WHAT IS BEING ASKED >> Go through the listing and set it down exactly, leaving out its pictures.

DATA FOR THE TASK >>
=====

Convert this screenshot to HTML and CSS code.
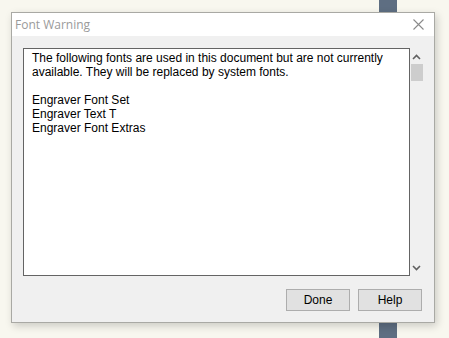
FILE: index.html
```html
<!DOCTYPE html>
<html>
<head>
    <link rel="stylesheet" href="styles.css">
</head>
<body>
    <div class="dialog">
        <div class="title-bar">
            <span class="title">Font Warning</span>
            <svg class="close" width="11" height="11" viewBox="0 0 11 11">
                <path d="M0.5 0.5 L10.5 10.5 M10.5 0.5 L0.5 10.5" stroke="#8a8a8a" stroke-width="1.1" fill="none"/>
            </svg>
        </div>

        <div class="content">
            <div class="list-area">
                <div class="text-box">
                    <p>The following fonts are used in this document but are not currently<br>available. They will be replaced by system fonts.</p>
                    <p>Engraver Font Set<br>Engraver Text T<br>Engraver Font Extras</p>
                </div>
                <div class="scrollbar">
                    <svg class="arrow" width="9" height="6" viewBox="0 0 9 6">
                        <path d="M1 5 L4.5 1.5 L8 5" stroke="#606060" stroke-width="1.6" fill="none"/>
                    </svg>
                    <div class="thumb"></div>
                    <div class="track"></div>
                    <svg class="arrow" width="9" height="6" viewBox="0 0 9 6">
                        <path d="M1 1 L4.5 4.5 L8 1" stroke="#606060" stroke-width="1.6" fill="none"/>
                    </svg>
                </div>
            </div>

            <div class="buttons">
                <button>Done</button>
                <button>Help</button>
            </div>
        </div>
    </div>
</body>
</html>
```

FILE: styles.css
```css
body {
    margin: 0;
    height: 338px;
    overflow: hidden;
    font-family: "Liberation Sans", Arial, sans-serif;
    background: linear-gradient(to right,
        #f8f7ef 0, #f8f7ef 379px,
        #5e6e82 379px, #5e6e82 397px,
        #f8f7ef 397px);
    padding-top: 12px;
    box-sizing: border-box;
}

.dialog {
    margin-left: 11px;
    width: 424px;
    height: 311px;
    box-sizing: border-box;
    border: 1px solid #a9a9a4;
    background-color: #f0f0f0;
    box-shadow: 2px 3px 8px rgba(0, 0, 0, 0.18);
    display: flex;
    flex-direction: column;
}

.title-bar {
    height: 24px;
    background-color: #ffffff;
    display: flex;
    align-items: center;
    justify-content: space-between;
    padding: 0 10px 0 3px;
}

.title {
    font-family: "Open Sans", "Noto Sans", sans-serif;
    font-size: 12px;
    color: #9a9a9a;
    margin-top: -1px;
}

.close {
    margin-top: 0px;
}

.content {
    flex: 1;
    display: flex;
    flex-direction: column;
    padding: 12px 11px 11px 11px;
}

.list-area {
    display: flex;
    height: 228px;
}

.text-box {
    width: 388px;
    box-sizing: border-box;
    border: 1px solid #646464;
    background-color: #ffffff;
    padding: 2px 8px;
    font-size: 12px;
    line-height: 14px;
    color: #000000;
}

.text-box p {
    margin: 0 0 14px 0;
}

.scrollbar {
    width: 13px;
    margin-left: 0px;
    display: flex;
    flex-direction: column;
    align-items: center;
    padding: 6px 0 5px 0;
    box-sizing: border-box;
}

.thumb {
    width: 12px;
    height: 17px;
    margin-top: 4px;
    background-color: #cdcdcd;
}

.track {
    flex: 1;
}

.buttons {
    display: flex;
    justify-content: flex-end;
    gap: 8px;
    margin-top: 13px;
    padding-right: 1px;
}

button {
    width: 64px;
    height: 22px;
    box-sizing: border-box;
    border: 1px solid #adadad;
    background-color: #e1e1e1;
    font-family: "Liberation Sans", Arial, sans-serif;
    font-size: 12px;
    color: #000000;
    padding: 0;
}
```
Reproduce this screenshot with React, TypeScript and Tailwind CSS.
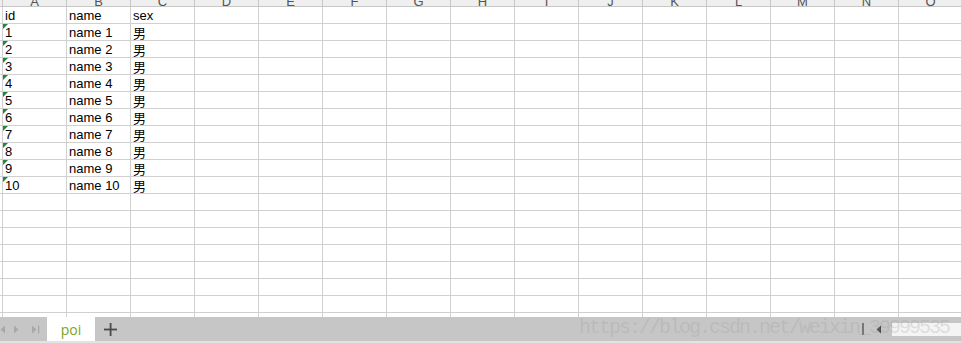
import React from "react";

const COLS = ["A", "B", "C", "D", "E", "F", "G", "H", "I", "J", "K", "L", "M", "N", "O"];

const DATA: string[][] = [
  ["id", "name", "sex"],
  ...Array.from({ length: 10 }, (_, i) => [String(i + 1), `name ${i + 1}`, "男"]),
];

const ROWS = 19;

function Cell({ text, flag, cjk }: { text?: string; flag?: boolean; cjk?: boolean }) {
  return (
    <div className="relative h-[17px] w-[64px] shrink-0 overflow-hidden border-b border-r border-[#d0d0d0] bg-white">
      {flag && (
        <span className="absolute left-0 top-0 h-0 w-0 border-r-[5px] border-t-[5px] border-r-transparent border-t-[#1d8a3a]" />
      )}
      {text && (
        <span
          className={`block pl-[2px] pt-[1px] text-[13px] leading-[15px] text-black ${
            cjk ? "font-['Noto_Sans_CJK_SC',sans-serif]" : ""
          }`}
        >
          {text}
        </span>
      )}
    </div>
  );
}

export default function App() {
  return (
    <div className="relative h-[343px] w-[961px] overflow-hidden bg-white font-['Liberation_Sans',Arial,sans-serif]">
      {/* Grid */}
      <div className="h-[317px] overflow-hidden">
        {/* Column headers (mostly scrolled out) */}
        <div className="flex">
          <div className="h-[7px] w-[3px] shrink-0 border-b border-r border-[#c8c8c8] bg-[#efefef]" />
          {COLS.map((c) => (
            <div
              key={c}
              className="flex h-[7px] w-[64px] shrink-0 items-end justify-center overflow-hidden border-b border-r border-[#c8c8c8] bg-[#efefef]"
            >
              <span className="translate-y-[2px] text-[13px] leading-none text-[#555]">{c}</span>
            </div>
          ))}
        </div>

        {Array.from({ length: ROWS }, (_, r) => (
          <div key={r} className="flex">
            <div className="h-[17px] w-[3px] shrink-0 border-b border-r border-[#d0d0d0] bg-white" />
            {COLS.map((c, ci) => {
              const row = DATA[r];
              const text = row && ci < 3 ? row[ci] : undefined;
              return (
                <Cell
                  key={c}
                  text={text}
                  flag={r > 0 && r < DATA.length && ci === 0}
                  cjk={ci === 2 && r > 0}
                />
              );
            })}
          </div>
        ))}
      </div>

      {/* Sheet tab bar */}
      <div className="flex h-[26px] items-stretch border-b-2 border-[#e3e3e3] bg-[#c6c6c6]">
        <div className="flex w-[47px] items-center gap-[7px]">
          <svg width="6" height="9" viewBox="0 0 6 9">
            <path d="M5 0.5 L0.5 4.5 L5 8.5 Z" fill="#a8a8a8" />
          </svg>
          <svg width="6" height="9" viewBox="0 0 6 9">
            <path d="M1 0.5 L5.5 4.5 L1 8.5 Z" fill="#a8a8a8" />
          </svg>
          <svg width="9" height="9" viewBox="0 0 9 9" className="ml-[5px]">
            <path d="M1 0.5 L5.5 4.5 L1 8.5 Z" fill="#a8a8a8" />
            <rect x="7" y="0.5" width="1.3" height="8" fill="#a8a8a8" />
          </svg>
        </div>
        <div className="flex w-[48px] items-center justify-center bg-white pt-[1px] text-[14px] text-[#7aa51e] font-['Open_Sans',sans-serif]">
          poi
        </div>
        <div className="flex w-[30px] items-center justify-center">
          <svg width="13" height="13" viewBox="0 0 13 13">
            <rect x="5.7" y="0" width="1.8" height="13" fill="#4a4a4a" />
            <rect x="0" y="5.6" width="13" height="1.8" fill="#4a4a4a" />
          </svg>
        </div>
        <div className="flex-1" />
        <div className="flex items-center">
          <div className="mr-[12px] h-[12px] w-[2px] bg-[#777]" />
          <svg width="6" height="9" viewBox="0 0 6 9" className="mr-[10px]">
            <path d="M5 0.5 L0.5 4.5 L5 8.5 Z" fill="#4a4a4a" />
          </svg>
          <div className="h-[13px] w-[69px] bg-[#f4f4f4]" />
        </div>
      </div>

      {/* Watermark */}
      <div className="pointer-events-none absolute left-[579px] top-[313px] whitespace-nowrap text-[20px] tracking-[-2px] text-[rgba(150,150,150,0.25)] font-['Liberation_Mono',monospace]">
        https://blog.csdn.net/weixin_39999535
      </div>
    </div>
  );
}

=====

SOLUTION BELOW >>
Convert this screenshot to HTML and CSS code.
FILE: index.html
```html
<!DOCTYPE html>
<html>
<head>
    <link rel="stylesheet" href="styles.css">
</head>
<body>
    <div class="dialog">
        <div class="title-bar">
            <span class="title">Font Warning</span>
            <svg class="close" width="11" height="11" viewBox="0 0 11 11">
                <path d="M0.5 0.5 L10.5 10.5 M10.5 0.5 L0.5 10.5" stroke="#8a8a8a" stroke-width="1.1" fill="none"/>
            </svg>
        </div>

        <div class="content">
            <div class="list-area">
                <div class="text-box">
                    <p>The following fonts are used in this document but are not currently<br>available. They will be replaced by system fonts.</p>
                    <p>Engraver Font Set<br>Engraver Text T<br>Engraver Font Extras</p>
                </div>
                <div class="scrollbar">
                    <svg class="arrow" width="9" height="6" viewBox="0 0 9 6">
                        <path d="M1 5 L4.5 1.5 L8 5" stroke="#606060" stroke-width="1.6" fill="none"/>
                    </svg>
                    <div class="thumb"></div>
                    <div class="track"></div>
                    <svg class="arrow" width="9" height="6" viewBox="0 0 9 6">
                        <path d="M1 1 L4.5 4.5 L8 1" stroke="#606060" stroke-width="1.6" fill="none"/>
                    </svg>
                </div>
            </div>

            <div class="buttons">
                <button>Done</button>
                <button>Help</button>
            </div>
        </div>
    </div>
</body>
</html>
```

FILE: styles.css
```css
body {
    margin: 0;
    height: 338px;
    overflow: hidden;
    font-family: "Liberation Sans", Arial, sans-serif;
    background: linear-gradient(to right,
        #f8f7ef 0, #f8f7ef 379px,
        #5e6e82 379px, #5e6e82 397px,
        #f8f7ef 397px);
    padding-top: 12px;
    box-sizing: border-box;
}

.dialog {
    margin-left: 11px;
    width: 424px;
    height: 311px;
    box-sizing: border-box;
    border: 1px solid #a9a9a4;
    background-color: #f0f0f0;
    box-shadow: 2px 3px 8px rgba(0, 0, 0, 0.18);
    display: flex;
    flex-direction: column;
}

.title-bar {
    height: 24px;
    background-color: #ffffff;
    display: flex;
    align-items: center;
    justify-content: space-between;
    padding: 0 10px 0 3px;
}

.title {
    font-family: "Open Sans", "Noto Sans", sans-serif;
    font-size: 12px;
    color: #9a9a9a;
    margin-top: -1px;
}

.close {
    margin-top: 0px;
}

.content {
    flex: 1;
    display: flex;
    flex-direction: column;
    padding: 12px 11px 11px 11px;
}

.list-area {
    display: flex;
    height: 228px;
}

.text-box {
    width: 388px;
    box-sizing: border-box;
    border: 1px solid #646464;
    background-color: #ffffff;
    padding: 2px 8px;
    font-size: 12px;
    line-height: 14px;
    color: #000000;
}

.text-box p {
    margin: 0 0 14px 0;
}

.scrollbar {
    width: 13px;
    margin-left: 0px;
    display: flex;
    flex-direction: column;
    align-items: center;
    padding: 6px 0 5px 0;
    box-sizing: border-box;
}

.thumb {
    width: 12px;
    height: 17px;
    margin-top: 4px;
    background-color: #cdcdcd;
}

.track {
    flex: 1;
}

.buttons {
    display: flex;
    justify-content: flex-end;
    gap: 8px;
    margin-top: 13px;
    padding-right: 1px;
}

button {
    width: 64px;
    height: 22px;
    box-sizing: border-box;
    border: 1px solid #adadad;
    background-color: #e1e1e1;
    font-family: "Liberation Sans", Arial, sans-serif;
    font-size: 12px;
    color: #000000;
    padding: 0;
}
```
Reproduce this screenshot with React, TypeScript and Tailwind CSS.
import React from "react";

const COLS = ["A", "B", "C", "D", "E", "F", "G", "H", "I", "J", "K", "L", "M", "N", "O"];

const DATA: string[][] = [
  ["id", "name", "sex"],
  ...Array.from({ length: 10 }, (_, i) => [String(i + 1), `name ${i + 1}`, "男"]),
];

const ROWS = 19;

function Cell({ text, flag, cjk }: { text?: string; flag?: boolean; cjk?: boolean }) {
  return (
    <div className="relative h-[17px] w-[64px] shrink-0 overflow-hidden border-b border-r border-[#d0d0d0] bg-white">
      {flag && (
        <span className="absolute left-0 top-0 h-0 w-0 border-r-[5px] border-t-[5px] border-r-transparent border-t-[#1d8a3a]" />
      )}
      {text && (
        <span
          className={`block pl-[2px] pt-[1px] text-[13px] leading-[15px] text-black ${
            cjk ? "font-['Noto_Sans_CJK_SC',sans-serif]" : ""
          }`}
        >
          {text}
        </span>
      )}
    </div>
  );
}

export default function App() {
  return (
    <div className="relative h-[343px] w-[961px] overflow-hidden bg-white font-['Liberation_Sans',Arial,sans-serif]">
      {/* Grid */}
      <div className="h-[317px] overflow-hidden">
        {/* Column headers (mostly scrolled out) */}
        <div className="flex">
          <div className="h-[7px] w-[3px] shrink-0 border-b border-r border-[#c8c8c8] bg-[#efefef]" />
          {COLS.map((c) => (
            <div
              key={c}
              className="flex h-[7px] w-[64px] shrink-0 items-end justify-center overflow-hidden border-b border-r border-[#c8c8c8] bg-[#efefef]"
            >
              <span className="translate-y-[2px] text-[13px] leading-none text-[#555]">{c}</span>
            </div>
          ))}
        </div>

        {Array.from({ length: ROWS }, (_, r) => (
          <div key={r} className="flex">
            <div className="h-[17px] w-[3px] shrink-0 border-b border-r border-[#d0d0d0] bg-white" />
            {COLS.map((c, ci) => {
              const row = DATA[r];
              const text = row && ci < 3 ? row[ci] : undefined;
              return (
                <Cell
                  key={c}
                  text={text}
                  flag={r > 0 && r < DATA.length && ci === 0}
                  cjk={ci === 2 && r > 0}
                />
              );
            })}
          </div>
        ))}
      </div>

      {/* Sheet tab bar */}
      <div className="flex h-[26px] items-stretch border-b-2 border-[#e3e3e3] bg-[#c6c6c6]">
        <div className="flex w-[47px] items-center gap-[7px]">
          <svg width="6" height="9" viewBox="0 0 6 9">
            <path d="M5 0.5 L0.5 4.5 L5 8.5 Z" fill="#a8a8a8" />
          </svg>
          <svg width="6" height="9" viewBox="0 0 6 9">
            <path d="M1 0.5 L5.5 4.5 L1 8.5 Z" fill="#a8a8a8" />
          </svg>
          <svg width="9" height="9" viewBox="0 0 9 9" className="ml-[5px]">
            <path d="M1 0.5 L5.5 4.5 L1 8.5 Z" fill="#a8a8a8" />
            <rect x="7" y="0.5" width="1.3" height="8" fill="#a8a8a8" />
          </svg>
        </div>
        <div className="flex w-[48px] items-center justify-center bg-white pt-[1px] text-[14px] text-[#7aa51e] font-['Open_Sans',sans-serif]">
          poi
        </div>
        <div className="flex w-[30px] items-center justify-center">
          <svg width="13" height="13" viewBox="0 0 13 13">
            <rect x="5.7" y="0" width="1.8" height="13" fill="#4a4a4a" />
            <rect x="0" y="5.6" width="13" height="1.8" fill="#4a4a4a" />
          </svg>
        </div>
        <div className="flex-1" />
        <div className="flex items-center">
          <div className="mr-[12px] h-[12px] w-[2px] bg-[#777]" />
          <svg width="6" height="9" viewBox="0 0 6 9" className="mr-[10px]">
            <path d="M5 0.5 L0.5 4.5 L5 8.5 Z" fill="#4a4a4a" />
          </svg>
          <div className="h-[13px] w-[69px] bg-[#f4f4f4]" />
        </div>
      </div>

      {/* Watermark */}
      <div className="pointer-events-none absolute left-[579px] top-[313px] whitespace-nowrap text-[20px] tracking-[-2px] text-[rgba(150,150,150,0.25)] font-['Liberation_Mono',monospace]">
        https://blog.csdn.net/weixin_39999535
      </div>
    </div>
  );
}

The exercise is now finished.